A grande incógnita reside na forma com estas irão distinguir a música real da música criada por IA.
Para já, nada disso acontece. Veja-se o caso dos tais The Velvet Sundown.
Para terminar, a pergunta mais pertinente de todas: onde ficam os músicos/artistas no meio desta imparável revolução tecnológica?
Quem os protegerá e defenderá os seus interesses?
Para os novos músicos, já é tão difícil construir uma carreira e viver da sua arte e talento, como será quando tiverem também de competir com a IA?
Uma coisa é certa, a IA até pode evoluir ao ponto de produzir obras admiráveis como um “Sgt. Pepper’s…” ou um “Pet Sounds”, mas nunca substituirá a música ao vivo.
Para além de que, SOZINHA, a IA dificilmente criará algo de novo ou original, uma vez que ela alimenta-se do que foi feito, daquilo que os humanos criaram no passado (nesse aspecto, as máquinas são um pouco como os humanos, pois todos os músicos têm influências e “imitam” alguém).
Esses são dois pontos a favor dos músicos: a música ao vivo e o poder da criatividade humana.

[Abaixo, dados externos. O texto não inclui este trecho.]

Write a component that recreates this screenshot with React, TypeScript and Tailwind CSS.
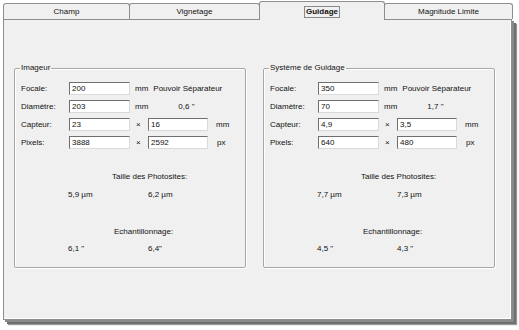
import React from 'react'

type Group = {
  title: string
  focale: string
  diam: string
  sep: string
  cw: string
  ch: string
  pw: string
  ph: string
  sx: string
  sy: string
  ex: string
  ey: string
}

const groups: Group[] = [
  { title: 'Imageur', focale: '200', diam: '203', sep: '0,6 "', cw: '23', ch: '16', pw: '3888', ph: '2592', sx: '5,9 µm', sy: '6,2 µm', ex: '6,1 "', ey: '6,4"' },
  { title: 'Système de Guidage', focale: '350', diam: '70', sep: '1,7 "', cw: '4,9', ch: '3,5', pw: '640', ph: '480', sx: '7,7 µm', sy: '7,3 µm', ex: '4,5 "', ey: '4,3 "' },
]

function Field({ value, w }: { value: string; w: string }) {
  return (
    <div className={`${w} h-[13px] bg-white border border-t-[#6f6f6f] border-l-[#6f6f6f] border-r-[#dadada] border-b-[#dadada] pl-[2px] leading-[11px]`}>
      {value}
    </div>
  )
}

function GroupBox({ g }: { g: Group }) {
  return (
    <fieldset className="w-[232px] h-[205px] border border-[#a8a8a8] rounded-[2px] shadow-[inset_1px_1px_0_#fff,1px_1px_0_#fff]">
      <legend className="ml-[5px] px-[1px] leading-[10px]">{g.title}</legend>
      <div className="pl-[6px] pt-[9px]">
        <div className="grid grid-cols-[48px_61px_18px_60px_auto] auto-rows-[13px] gap-y-[5px] items-center">
          <span>Focale:</span>
          <Field value={g.focale} w="w-[61px]" />
          <span className="col-span-3 pl-[5px] whitespace-nowrap">
            mm<span className="ml-[5px]">Pouvoir Séparateur</span>
          </span>

          <span>Diamètre:</span>
          <Field value={g.diam} w="w-[61px]" />
          <span className="col-span-3 pl-[5px] whitespace-nowrap">
            mm<span className="ml-[30px]">{g.sep}</span>
          </span>

          <span>Capteur:</span>
          <Field value={g.cw} w="w-[61px]" />
          <span className="pl-[6px]">×</span>
          <Field value={g.ch} w="w-[60px]" />
          <span className="pl-[8px]">mm</span>

          <span>Pixels:</span>
          <Field value={g.pw} w="w-[61px]" />
          <span className="pl-[6px]">×</span>
          <Field value={g.ph} w="w-[60px]" />
          <span className="pl-[9px]">px</span>
        </div>

        <div className="mt-[23px] pl-[91px] leading-[10px]">Taille des Photosites:</div>
        <div className="mt-[8px] flex pl-[47px] leading-[10px]">
          <span className="w-[80px]">{g.sx}</span>
          <span>{g.sy}</span>
        </div>

        <div className="mt-[27px] pl-[93px] leading-[10px]">Echantillonnage:</div>
        <div className="mt-[7px] flex pl-[47px] leading-[10px]">
          <span className="w-[80px]">{g.ex}</span>
          <span>{g.ey}</span>
        </div>
      </div>
    </fieldset>
  )
}

const tabs = [
  { label: 'Champ', w: 'w-[127px]' },
  { label: 'Vignetage', w: 'w-[131px]' },
  { label: 'Guidage', w: 'w-[126px]', active: true },
  { label: 'Magnitude Limite', w: 'w-[129px]' },
]

export default function App() {
  return (
    <div className="w-[519px] h-[330px] bg-white pt-px pl-[3px] text-[8px] leading-[10px] text-[#111] font-['Liberation_Sans',Arial,sans-serif] overflow-hidden">
      {/* tab strip */}
      <div className="flex items-end h-[18px] relative z-10">
        {tabs.map((t, i) =>
          t.active ? (
            <div
              key={t.label}
              className={`${t.w} h-[19px] -mb-px -ml-px bg-[#f0f0f0] border border-b-0 border-[#8e8e8e] rounded-t-[3px] flex justify-center pt-[4px]`}
            >
              <span className="h-[12px] px-[1px] border border-[#8a8a8a] font-bold leading-[10px]">{t.label}</span>
            </div>
          ) : (
            <div
              key={t.label}
              className={`${t.w} h-[16px] ${i > 0 ? '-ml-px' : ''} bg-[#f0f0f0] border border-b-0 border-[#8e8e8e] rounded-t-[3px] flex justify-center pt-[3px]`}
            >
              {t.label}
            </div>
          )
        )}
      </div>

      {/* tab body */}
      <div className="w-[509px] h-[301px] border border-[#8e8e8e] bg-[#f0f0f0] shadow-[inset_-1px_-1px_0_#fff,2px_2px_0_#8a8a8a,4px_4px_0_#6e6e6e,5px_5px_1px_#9a9a9a]">
        <div className="pt-[43px] pl-[10px] flex gap-[17px]">
          {groups.map((g) => (
            <GroupBox key={g.title} g={g} />
          ))}
        </div>
      </div>
    </div>
  )
}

Tenho a certeza que os músicos que amam a música aprenderão a usar a IA a seu favor e a fazer dela mais uma ferramenta criativa. As possibilidades são ilimitadas.
Não se antevêm tempos fáceis para os músicos e para a arte, mas acredito que o talento e criatividade humana prevalecerá e será para sempre valorizada.
Paulo Garcia
P.S.: Caso pretendam conhecer em maior detalhe a história fascinante e simultaneamente trágica dos Milli Vannili, sugiro o documentário sobre o duo que se encontra na plataforma SkyShowtime.
P.S.: Como tenho por hábito publicar aquilo que escrevo à primeira, não estranhem se encontrarem algum lapso ou erro de sintaxe. Corrigirei aqueles que detectar.